**GIVEN DATA**
════════

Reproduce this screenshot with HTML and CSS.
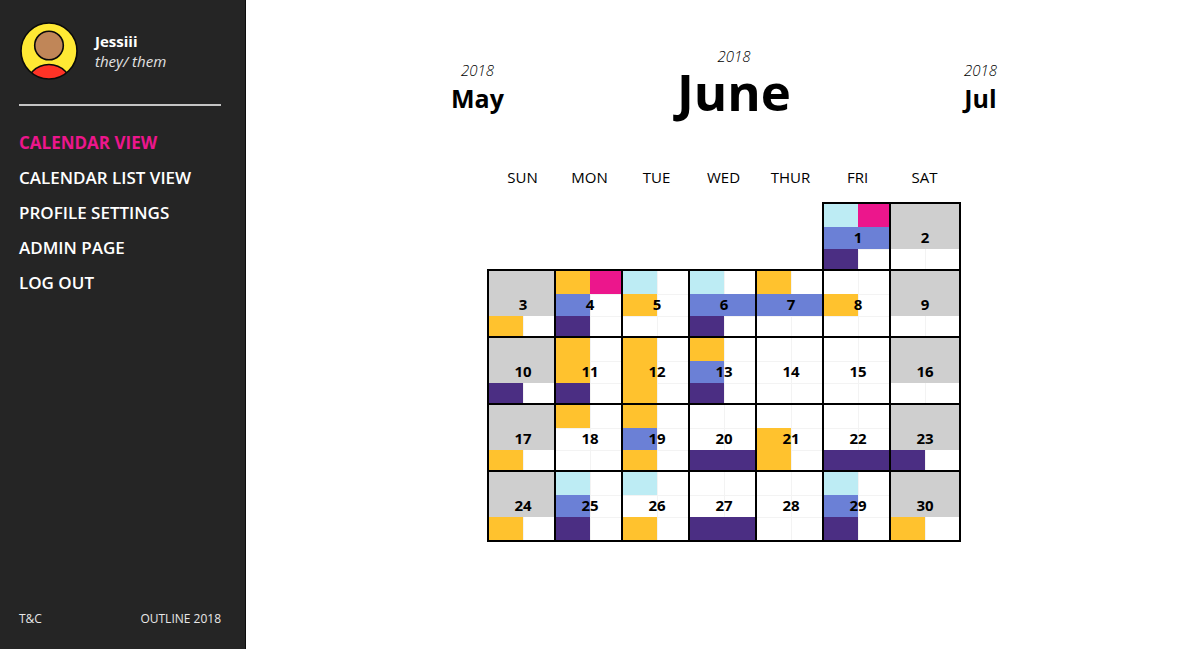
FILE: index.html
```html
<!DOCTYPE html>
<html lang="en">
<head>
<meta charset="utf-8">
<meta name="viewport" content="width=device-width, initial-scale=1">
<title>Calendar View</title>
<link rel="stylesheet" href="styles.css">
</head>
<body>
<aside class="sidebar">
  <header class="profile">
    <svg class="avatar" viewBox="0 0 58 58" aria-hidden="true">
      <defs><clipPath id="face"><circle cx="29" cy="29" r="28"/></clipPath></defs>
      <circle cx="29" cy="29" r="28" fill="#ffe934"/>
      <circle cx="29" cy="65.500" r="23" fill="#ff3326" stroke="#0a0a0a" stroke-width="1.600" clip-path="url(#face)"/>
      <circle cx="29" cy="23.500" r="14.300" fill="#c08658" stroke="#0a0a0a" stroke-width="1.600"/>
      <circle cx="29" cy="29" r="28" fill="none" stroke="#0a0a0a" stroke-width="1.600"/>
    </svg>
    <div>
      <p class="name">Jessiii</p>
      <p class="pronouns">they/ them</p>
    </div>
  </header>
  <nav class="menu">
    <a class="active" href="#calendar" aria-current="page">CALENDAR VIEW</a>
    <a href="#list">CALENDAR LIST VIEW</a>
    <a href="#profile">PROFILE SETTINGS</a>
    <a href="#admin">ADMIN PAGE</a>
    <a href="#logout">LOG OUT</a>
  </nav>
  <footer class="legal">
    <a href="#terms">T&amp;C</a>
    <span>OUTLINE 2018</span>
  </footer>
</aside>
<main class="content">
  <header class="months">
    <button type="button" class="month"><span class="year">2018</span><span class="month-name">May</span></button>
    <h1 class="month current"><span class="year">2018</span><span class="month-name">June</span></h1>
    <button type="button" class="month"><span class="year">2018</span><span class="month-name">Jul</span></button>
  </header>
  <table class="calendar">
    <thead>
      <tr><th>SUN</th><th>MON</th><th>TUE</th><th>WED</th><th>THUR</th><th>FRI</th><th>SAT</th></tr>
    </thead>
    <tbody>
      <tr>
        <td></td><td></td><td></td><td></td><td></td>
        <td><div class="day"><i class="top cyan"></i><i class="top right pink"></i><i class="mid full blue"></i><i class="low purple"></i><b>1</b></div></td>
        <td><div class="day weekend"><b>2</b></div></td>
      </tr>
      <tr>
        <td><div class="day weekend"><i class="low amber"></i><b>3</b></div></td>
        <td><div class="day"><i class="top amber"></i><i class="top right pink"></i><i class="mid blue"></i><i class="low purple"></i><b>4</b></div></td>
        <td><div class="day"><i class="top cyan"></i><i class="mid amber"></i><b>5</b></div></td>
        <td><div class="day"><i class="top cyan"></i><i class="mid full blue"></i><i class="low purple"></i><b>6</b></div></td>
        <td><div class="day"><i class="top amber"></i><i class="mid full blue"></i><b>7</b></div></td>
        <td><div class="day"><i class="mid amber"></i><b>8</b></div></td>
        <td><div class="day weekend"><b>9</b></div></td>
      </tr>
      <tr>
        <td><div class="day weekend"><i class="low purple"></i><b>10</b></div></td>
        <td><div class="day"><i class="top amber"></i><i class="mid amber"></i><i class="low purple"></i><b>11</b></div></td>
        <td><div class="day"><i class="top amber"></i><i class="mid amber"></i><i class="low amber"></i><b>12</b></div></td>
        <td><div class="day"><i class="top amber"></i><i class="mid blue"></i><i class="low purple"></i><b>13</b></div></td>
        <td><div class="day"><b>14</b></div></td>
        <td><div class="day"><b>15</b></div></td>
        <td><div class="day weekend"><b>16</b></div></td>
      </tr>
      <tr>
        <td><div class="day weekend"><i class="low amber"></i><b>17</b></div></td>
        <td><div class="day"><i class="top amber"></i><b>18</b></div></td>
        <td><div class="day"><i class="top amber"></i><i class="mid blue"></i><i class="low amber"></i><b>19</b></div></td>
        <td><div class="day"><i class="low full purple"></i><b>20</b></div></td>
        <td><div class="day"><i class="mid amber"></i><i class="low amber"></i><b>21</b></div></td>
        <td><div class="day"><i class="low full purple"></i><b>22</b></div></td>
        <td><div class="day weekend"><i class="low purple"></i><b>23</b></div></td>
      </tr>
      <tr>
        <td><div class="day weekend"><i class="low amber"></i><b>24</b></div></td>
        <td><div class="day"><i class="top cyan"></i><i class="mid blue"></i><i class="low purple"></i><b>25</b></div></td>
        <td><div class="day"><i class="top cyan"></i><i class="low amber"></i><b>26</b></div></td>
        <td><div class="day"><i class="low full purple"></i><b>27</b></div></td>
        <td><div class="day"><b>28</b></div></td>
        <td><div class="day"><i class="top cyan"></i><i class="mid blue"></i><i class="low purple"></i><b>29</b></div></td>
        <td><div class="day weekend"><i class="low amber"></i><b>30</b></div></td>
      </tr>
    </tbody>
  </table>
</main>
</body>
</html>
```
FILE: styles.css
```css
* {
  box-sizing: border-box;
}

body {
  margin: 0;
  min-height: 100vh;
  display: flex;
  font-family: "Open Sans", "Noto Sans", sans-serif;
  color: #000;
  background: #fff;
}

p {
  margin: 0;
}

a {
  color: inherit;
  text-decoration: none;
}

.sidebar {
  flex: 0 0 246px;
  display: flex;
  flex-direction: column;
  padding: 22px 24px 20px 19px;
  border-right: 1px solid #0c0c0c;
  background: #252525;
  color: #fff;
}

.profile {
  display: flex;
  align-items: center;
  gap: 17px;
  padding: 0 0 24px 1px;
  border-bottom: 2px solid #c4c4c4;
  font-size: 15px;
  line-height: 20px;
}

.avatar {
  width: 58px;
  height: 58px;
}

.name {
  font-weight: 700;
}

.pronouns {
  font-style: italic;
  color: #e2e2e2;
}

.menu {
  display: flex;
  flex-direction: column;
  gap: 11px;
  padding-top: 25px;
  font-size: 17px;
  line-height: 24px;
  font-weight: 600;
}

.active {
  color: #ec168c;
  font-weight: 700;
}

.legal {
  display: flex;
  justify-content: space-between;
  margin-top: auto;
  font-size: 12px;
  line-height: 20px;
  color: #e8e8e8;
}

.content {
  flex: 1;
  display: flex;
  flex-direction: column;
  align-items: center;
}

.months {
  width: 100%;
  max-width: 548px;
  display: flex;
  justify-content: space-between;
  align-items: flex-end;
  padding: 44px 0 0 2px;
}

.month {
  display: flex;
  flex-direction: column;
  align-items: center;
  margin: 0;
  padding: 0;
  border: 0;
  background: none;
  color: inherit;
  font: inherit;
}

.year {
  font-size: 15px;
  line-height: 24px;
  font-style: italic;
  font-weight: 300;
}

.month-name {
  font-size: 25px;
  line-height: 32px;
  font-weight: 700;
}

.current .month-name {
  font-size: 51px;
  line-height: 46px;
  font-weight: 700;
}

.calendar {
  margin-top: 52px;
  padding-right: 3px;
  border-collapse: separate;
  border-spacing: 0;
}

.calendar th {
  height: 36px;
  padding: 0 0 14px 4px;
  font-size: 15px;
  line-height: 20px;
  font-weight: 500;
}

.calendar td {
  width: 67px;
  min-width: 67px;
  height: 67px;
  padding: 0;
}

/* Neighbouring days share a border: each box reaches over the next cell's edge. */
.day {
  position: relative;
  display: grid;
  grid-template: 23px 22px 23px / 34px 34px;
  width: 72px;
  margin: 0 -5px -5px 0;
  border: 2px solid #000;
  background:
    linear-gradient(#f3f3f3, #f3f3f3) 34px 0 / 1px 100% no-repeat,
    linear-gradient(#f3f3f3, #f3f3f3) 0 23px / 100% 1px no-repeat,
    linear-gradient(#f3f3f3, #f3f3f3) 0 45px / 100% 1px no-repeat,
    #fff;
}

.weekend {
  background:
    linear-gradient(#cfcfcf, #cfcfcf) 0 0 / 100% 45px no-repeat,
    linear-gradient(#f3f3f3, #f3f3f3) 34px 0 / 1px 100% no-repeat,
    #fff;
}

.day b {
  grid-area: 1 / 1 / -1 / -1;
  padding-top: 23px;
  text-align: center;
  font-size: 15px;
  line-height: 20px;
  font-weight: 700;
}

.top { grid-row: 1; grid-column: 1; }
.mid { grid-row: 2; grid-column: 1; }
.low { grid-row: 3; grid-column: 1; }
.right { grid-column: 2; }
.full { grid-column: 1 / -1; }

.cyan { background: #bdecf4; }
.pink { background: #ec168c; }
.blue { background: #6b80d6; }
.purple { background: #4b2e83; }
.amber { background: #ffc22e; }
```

════════

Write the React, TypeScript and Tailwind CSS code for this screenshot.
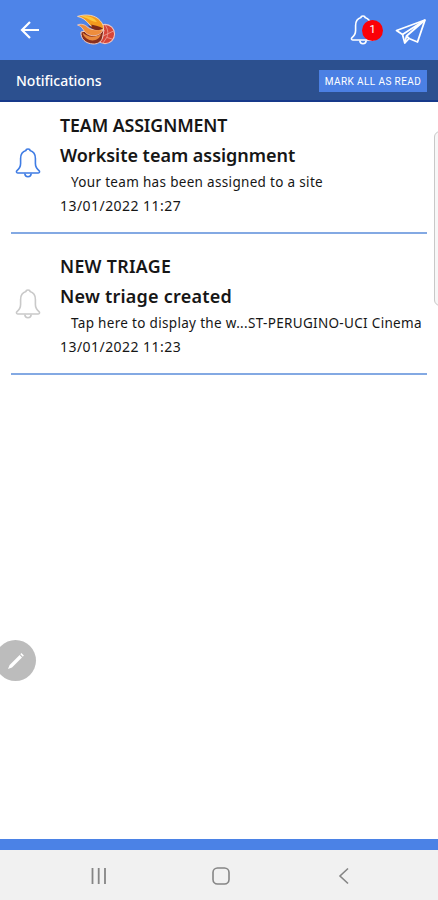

════════

**DIRECTION**
Search the entries for the string "screenshot" and collect each line that has it.

**EXERCISE OUTPUT**
Reproduce this screenshot with HTML and CSS.
Write the React, TypeScript and Tailwind CSS code for this screenshot.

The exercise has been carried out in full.